Trois semaines pour éviter la censure
François Bayrou n’a pas réussi à débaucher un seul socialiste mais il a nommé au gouvernement plusieurs ministres dont la sensibilité vient de la gauche. A eux d’obtenir les avancées indispensables pour décrocher l’accord de non-censure des socialistes.
Désormais, tout commence. Homme de convictions, François Bayrou a foi dans le centrisme, et est obsédé par la réduction de la dette, « une honte », affirme-t-il car elle revient à se défausser de sa responsabilité sur les générations futures. Mais quand on lui demande comment la diminuer, il transmet le bébé au gouvernement : lui donne la direction, les ministres exécutent. D’où l’importance qu’ils aient de l’expérience.
Dans cinq grands domaines, il a nommé des personnalités dont l’expérience vient de la gauche même si le Premier secrétaire du PS ayant promis d’exclure tout membre de son parti tenté d’entrer au gouvernement, François Bayrou n’a pas pu débaucher un seul socialiste.
On passera sur Elisabeth Borne nommée numéro deux du gouvernement et ministre d’Etat en charge de l’Education nationale, qui n’est pas le cas le plus probant. Ex-directrice de cabinet de Ségolène Royal, les deux femmes se sont écharpées avant qu’Elisabeth Borne ne s’engage dès 2017 en macronie.
Mais juste derrière elle figure un autre ministre d’Etat, lui aussi ex-Premier ministre, Manuel Valls dont l’entrée au gouvernement est une surprise. Il est originaire de la deuxième gauche, celle de Michel Rocard dont il était membre du cabinet lorsque celui-ci avait réussi à signer les accords dits de Matignon, pour rétablir l’ordre en Nouvelle-Calédonie. Une certaine légitimité donc pour le nouveau ministre des Outre-mer qui aura du pain sur la planche entre la crise à Mayotte et celle de Nouvelle Calédonie sans oublier les grèves à répétition en Martinique ou en Guadeloupe.

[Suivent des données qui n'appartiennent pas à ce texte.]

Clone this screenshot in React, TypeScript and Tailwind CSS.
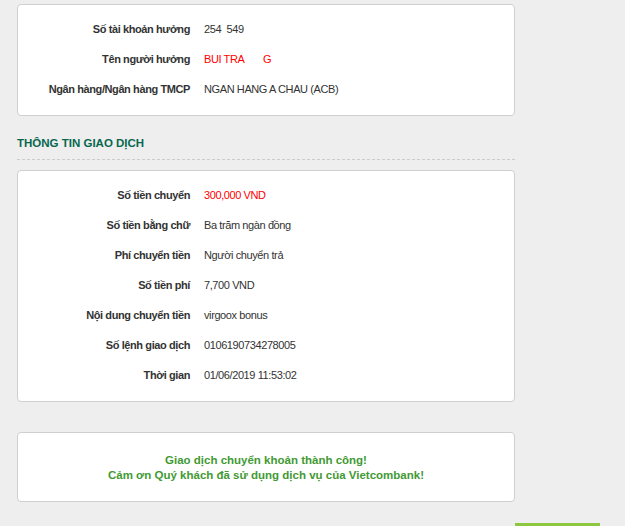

Moins connu mais rouage stratégique, Eric Lombard devra à Bercy redresser les comptes de la nation. Il est un « technocrate » pour les spécialistes de la politique mais pas n’importe lequel. Membre des cabinets des ministres de gauche Louis Le Pensec puis Michel Sapin, il bifurque vers la direction générale des grandes entreprises jusqu’à prendre la tête de la Caisse des Dépôts et Consignations, « le trésor du pays » selon François Bayrou qui se plaît à souligner que le groupe travaille sous l’autorité du Parlement. Financier de carrière, Eric Lombard veut réduire la dette et le déficit mais il est moins radical que Michel Barnier. Tout comme François Bayrou, il ne fait pas un dogme du déficit à 5% en 2025 et compte utiliser une méthode plus douce. Il navigue dans l’administration comme un poisson dans l’eau, et connaît depuis longtemps Olivier Faure avec qui il entretient de bonnes relations. Pierre Jouvet, secrétaire général du PS, reconnaît ses qualités même s’il craint qu’il ne soit entravé à Bercy par plus libéral que lui. Il a aussi l’oreille d’Emmanuel Macron qui venait de le reconduire sur le fil à la Caisse des Dépôts.
François Rebsamen récupère en complément les territoires et la décentralisation. Vieux routier de la politique, proche de François Hollande, il a quitté récemment le giron de la gauche pour rejoindre la macronie. Maire de Dijon, il connaît les enjeux des collectivités territoriales dont son ami François Bayrou a fait une priorité.
Pour compléter le tableau, Juliette Meadel, à qui avait été confiée la charge des victimes après les attentats de 2015 récupère le portefeuille de la Ville. Avec Manuel Valls et François Rebsamen, elle est la troisième personnalité à avoir été ministre sous François Hollande.
Cet attelage suffira-t-il à contrebalancer la politique droitière menée à la sécurité et à l’immigration par les Retailleau, Darmanin et consorts ? Surtout, réussira-t-il à obtenir des socialistes le fameux accord de non-censure dont le gouvernement a tant besoin pour ne pas être soumis aux diktats du Rassemblement National ?
Cela dépendra des concessions que le gouvernement de François Bayrou sera prêt à accorder à la gauche modérée. Chacune à leur manière, les quatre personnalités issues de la gauche disposent du courage et de la ténacité nécessaires. Il leur reste trois semaines pour l’imposer et tenter d’éviter la censure du gouvernement dès le 16 janvier dans la foulée du discours de politique générale de François Bayrou le 14 janvier.